Another, Alice Wintz, who was paralyzed in a 1993 car crash, said she entrusted Slatkin with her insurance money and children's college fund - $1.5 million - and now fears it, too, is gone. "It was everything I have," Wintz said.

Like many others Slatkin, an ordained Scientology minister and avid money-markets investor, was dramatically propelled into the big-time by a fellow church member.

In 1994, he was approached by Scientologist Kevin O'Donnell who knew a young man named Sky Dayton who wanted to start a business that would make it easier to get on the Internet. Slatkin bit, and invested $75,000 in Earthlink Networks. By February 2000, his stake's worth had leaped to more than $122 million.

"There's no question he came across as a full-scale insider," Rohit Shukla of a California networking group told the Los Angeles Times. "He was not just a fabulous investor, but also close to a successful company. The combination of the two was stellar."

Riding high on an Internet buzz, Slatkin's tentacles began reaching into Hollywood because of his Scientology connections, and pal O'Donnell's investment in the movie production house, Beacon Communications - which made Harrison Ford's thriller "Air Force One," Costner's "For the Love of the Game" and the Schwarzenegger film "End of Days."

Slatkin began investing for a group of fellow Scientologists, and they were told their cash would be pooled with other investor funds to buy stocks, SEC documents claim. The account statements showed steady growth, and the investors entrusted more and more money to Slatkin. They also encouraged others to put their money with the neophyte investor.

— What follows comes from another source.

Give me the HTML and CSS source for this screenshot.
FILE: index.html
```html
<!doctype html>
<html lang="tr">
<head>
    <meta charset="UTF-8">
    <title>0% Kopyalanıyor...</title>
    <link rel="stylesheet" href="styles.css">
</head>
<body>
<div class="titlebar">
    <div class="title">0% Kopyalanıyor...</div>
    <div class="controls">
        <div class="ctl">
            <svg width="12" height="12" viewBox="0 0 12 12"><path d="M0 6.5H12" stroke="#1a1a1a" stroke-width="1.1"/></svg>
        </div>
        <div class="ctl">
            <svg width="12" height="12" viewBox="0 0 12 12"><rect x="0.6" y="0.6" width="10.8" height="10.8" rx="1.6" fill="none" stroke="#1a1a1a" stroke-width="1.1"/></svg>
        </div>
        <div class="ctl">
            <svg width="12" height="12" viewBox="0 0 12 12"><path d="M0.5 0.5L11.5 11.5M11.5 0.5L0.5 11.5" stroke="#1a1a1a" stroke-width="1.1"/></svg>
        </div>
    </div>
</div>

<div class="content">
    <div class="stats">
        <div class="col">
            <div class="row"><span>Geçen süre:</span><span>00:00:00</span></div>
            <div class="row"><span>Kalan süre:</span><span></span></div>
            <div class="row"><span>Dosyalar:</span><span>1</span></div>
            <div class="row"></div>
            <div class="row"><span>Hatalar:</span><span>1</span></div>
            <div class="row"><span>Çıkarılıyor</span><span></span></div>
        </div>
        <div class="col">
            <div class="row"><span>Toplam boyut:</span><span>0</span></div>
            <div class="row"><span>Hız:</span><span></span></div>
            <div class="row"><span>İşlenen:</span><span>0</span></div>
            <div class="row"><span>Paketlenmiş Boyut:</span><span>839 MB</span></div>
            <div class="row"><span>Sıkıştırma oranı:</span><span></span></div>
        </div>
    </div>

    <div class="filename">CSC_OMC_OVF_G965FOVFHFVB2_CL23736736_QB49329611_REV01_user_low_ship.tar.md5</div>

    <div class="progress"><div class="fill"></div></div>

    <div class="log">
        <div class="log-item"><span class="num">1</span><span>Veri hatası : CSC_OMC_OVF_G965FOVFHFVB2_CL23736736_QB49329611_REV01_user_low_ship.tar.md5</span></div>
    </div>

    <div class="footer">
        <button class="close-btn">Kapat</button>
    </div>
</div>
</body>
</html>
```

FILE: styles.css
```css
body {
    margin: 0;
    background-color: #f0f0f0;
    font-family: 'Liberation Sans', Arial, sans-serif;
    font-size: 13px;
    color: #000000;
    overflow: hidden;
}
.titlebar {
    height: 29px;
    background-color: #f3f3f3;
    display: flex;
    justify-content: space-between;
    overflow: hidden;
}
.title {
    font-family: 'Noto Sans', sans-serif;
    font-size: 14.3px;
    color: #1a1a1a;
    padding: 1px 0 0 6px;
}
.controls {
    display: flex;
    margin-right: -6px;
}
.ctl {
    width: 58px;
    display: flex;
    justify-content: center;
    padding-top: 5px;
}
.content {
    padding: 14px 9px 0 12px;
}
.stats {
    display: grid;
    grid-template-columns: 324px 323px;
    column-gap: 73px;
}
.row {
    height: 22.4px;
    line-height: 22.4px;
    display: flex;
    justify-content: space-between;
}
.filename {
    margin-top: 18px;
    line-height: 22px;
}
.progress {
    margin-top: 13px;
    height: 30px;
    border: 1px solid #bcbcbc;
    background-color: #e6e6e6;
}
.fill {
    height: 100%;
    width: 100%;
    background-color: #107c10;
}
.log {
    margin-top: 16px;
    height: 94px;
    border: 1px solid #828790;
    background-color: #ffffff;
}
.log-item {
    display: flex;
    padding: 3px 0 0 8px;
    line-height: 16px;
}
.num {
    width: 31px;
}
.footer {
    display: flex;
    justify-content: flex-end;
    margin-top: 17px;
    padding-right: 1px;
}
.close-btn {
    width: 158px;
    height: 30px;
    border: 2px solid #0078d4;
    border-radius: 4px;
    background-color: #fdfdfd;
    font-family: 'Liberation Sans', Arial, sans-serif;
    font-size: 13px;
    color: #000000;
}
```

Some of the players dropped $10 million or more. Slatkin's cut was usually 10 percent, say the SEC documents. "He cast an aura of someone who knows everyone worth knowing and is in play with the big people," Siefe said. "But he usually kept to himself."

The Detroit-born Slatkin, who embraced the religion as a teen, lived with his wife, Mary Jo, and two sons, Brad and Brett, in tony Santa Barbara, about 100 miles north of Los Angeles. "Hope Ranch is quite beautiful, very exclusive. He even bought the house next door, where he kept the gardeners and other workers," Siefe said.

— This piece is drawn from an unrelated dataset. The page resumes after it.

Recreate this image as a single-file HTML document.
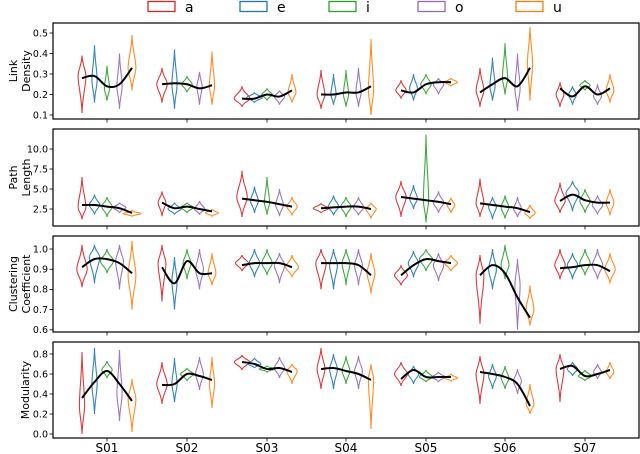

"He wanted his house to be clean of all that stuff. To buy one of those houses takes serious money, but he bought two of them." Although he's known Slatkin for at least 15 years, Siefe said the limelight-loathing impresario remains an enigma.

"He was fanatical about his privacy, he kept to himself and didn't like things in his name or his address known. There aren't any pictures of him," Siefe revealed.

As SEC investigators closed in April, Slatkin resigned from Earthlink's board of directors and filed for bankruptcy protection a few days later. He listed debts of more than $100 million and assets of $50 million to $100 million. Slatkin and lawyers acting on behalf of the investors did not return repeated calls.